HELPFUL HINTS
DEAR HELOISE: A thought for individuals: Donate your hair to cancer patients. Just do a simple search of “donate hair,” and you’ll get several websites with information and instructions. Basically, they want either a ponytail or braid that’s 10 to 12 inches long of clean, not chemically treated, hair.
DEAR READER: This is an excellent way to give, especially since many of us have let our hair grow during the pandemic. At Cancer.net we found some guidelines: Choose where to send your hair. Organizations can have different processes, so choose one you are comfortable with.
Familiarize yourself with the donation requirements. For example, find out the minimum length they accept or whether they accept chemically treated hair, etc.
Find out if you can donate from home, or what instructions you and your hairdresser must follow.
I love the way my readers keep finding ways to help those in need, keeping the giving spirit alive no matter what goes on around us.

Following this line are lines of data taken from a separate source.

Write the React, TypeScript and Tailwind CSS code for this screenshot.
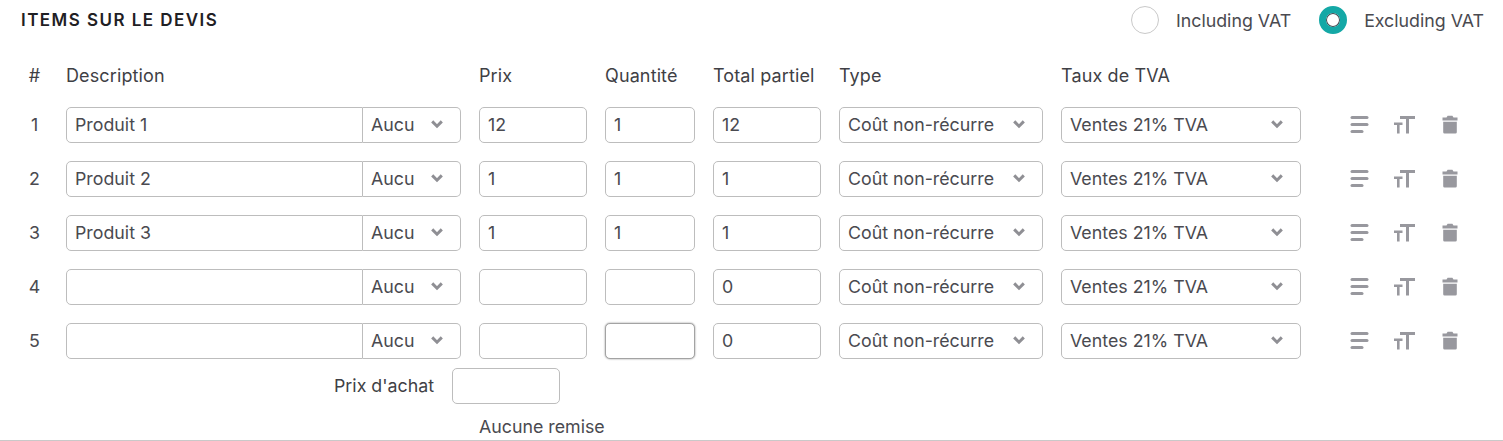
import React from "react";

const rows = [
  { id: 1, name: "Produit 1", price: "12", qty: "1", total: "12" },
  { id: 2, name: "Produit 2", price: "1", qty: "1", total: "1" },
  { id: 3, name: "Produit 3", price: "1", qty: "1", total: "1" },
  { id: 4, name: "", price: "", qty: "", total: "0" },
  { id: 5, name: "", price: "", qty: "", total: "0" },
];

const Chevron = () => (
  <svg width="14" height="14" viewBox="0 0 14 14" className="shrink-0 -translate-y-[1px]">
    <path d="M2.2 4.4 L7 9.2 L11.8 4.4" fill="none" stroke="#8f8f94" strokeWidth="3" />
  </svg>
);

const Field = ({ value, className, focus }: { value: string; className: string; focus?: boolean }) => (
  <div
    className={`h-[36px] shrink-0 rounded-[5px] border bg-white px-2 flex items-center ${
      focus ? "border-[#a3a3a3] shadow-[0_0_2px_#8a8a8a]" : "border-[#bdbdbd]"
    } ${className}`}
  >
    {value}
  </div>
);

const Select = ({ value, className }: { value: string; className: string }) => (
  <div className={`h-[36px] shrink-0 rounded-[5px] border border-[#bdbdbd] bg-white pl-2 pr-[16px] flex items-center justify-between ${className}`}>
    <span>{value}</span>
    <Chevron />
  </div>
);

const Icons = () => (
  <div className="flex items-center ml-[49px] gap-[24px]">
    <svg width="19" height="20" viewBox="0 0 19 20">
      <rect x="0.5" y="1" width="18" height="3" rx="1.5" fill="#98989e" />
      <rect x="0.5" y="8" width="18" height="3" rx="1.5" fill="#98989e" />
      <rect x="0.5" y="15" width="13" height="3" rx="1.5" fill="#98989e" />
    </svg>
    <svg width="22" height="20" viewBox="0 0 22 20">
      <path d="M7 1h15v3h-6V18.5h-3V4H7z" fill="#98989e" />
      <path d="M1 7.5h8.5V10H6.6v8.5H4V10H1z" fill="#98989e" />
    </svg>
    <svg width="18" height="20" viewBox="0 0 18 20" className="ml-[2px]">
      <path d="M5.5 2.4 6.6 0.8h4.8L12.5 2.4h4v3.2h-15V2.4z" fill="#98989e" />
      <path d="M2.2 6.8h13.6v10.4a1.4 1.4 0 0 1-1.4 1.4H3.6a1.4 1.4 0 0 1-1.4-1.4z" fill="#98989e" />
    </svg>
  </div>
);

export default function App() {
  return (
    <div className="w-[1503px] h-[441px] overflow-hidden bg-white font-['Inter',sans-serif] text-[17.8px] text-[#4a4a50]">
      <div className="flex items-center justify-between pl-[21px] pr-[19px] h-[41px]">
        <h2 className="text-[17px] font-semibold tracking-[1.45px] text-[#1f2024]">ITEMS SUR LE DEVIS</h2>
        <div className="flex items-center">
          <span className="w-[28px] h-[28px] -translate-y-[1px] rounded-full border border-[#c9c9c9] bg-white" />
          <span className="ml-[17px] translate-y-[1px]">Including VAT</span>
          <span className="ml-[28px] w-[28px] h-[28px] -translate-y-[1px] rounded-full border-[7px] border-[#14a8a6] bg-white shadow-[inset_0_0_0_1px_#44444c]" />
          <span className="ml-[17px] translate-y-[1px]">Excluding VAT</span>
        </div>
      </div>

      <div className="flex items-center gap-[18px] pl-[21px] h-[30px] mt-[19px] text-[18px] tracking-[0.12px] text-[#3f3f45]">
        <div className="w-[27px] text-center">#</div>
        <div className="w-[395px]">Description</div>
        <div className="w-[108px]">Prix</div>
        <div className="w-[90px]">Quantité</div>
        <div className="w-[108px] whitespace-nowrap">Total partiel</div>
        <div className="w-[204px]">Type</div>
        <div className="w-[240px]">Taux de TVA</div>
      </div>

      <div className="mt-[17px] flex flex-col gap-[18px]">
        {rows.map((r) => (
          <div key={r.id} className="flex items-center gap-[18px] pl-[21px]">
            <div className="w-[27px] text-center">{r.id}</div>
            <div className="flex w-[395px]">
              <div className="h-[36px] w-[297px] rounded-l-[5px] border border-[#bdbdbd] px-2 flex items-center">{r.name}</div>
              <div className="h-[36px] w-[98px] rounded-r-[5px] border border-l-0 border-[#bdbdbd] pl-2 pr-[16px] flex items-center justify-between">
                <span>Aucu</span>
                <Chevron />
              </div>
            </div>
            <Field value={r.price} className="w-[108px]" />
            <Field value={r.qty} className="w-[90px]" focus={r.id === 5} />
            <Field value={r.total} className="w-[108px]" />
            <Select value="Coût non-récurre" className="w-[204px]" />
            <Select value="Ventes 21% TVA" className="w-[240px]" />
            <div className="-ml-[18px]">
              <Icons />
            </div>
          </div>
        ))}
      </div>

      <div className="flex items-center pl-[334px] mt-[9px]">
        <span className="w-[118px] text-[#3f3f45]">Prix d'achat</span>
        <Field value="" className="w-[108px]" />
      </div>
      <div className="pl-[479px] h-[36px] pt-[10px] flex items-center">Aucune remise</div>
      <div className="h-px bg-[#c9c9c9]" />
    </div>
  );
}
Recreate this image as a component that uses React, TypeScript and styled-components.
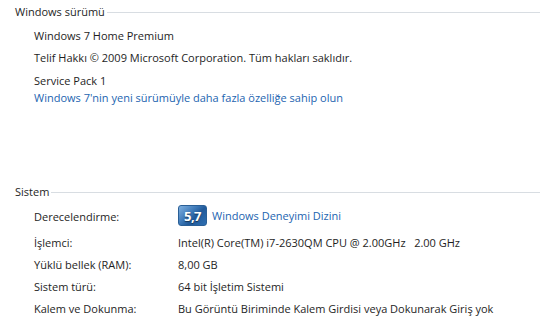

DEAR HELOISE: Now in my 80s, I recall early years when I had little interest in family history. Today, I would treasure finding any information about previous generations. People should take a long-range view of their family history and preserve letters, notes and documents that would give some insight into the lives our forbears lived. Someone a generation or more in the future will find such information priceless. Keep notes. Label photographs.
mmmDEAR READER: I agree with you. We see smiling faces of family members, but to people who never met them they are strangers. So many important events are lost if no one makes a note of it to pass on to the next generation.
DEAR HELOISE: How about the slew of graduation announcements arriving from kids you have never met who obviously have hijacked their parents’ address book looking for loot? Even worse, announcements arriving in a parent’s handwriting. This bank is closed, especially when no thank you note is sent.
DEAR HELOISE: When I’m feeling blue, I reach for a favorite poem. It always lifts my spirits and gives me encouragement.
DEAR READER: We all need a lift now and then, and there is something very calming about poetry.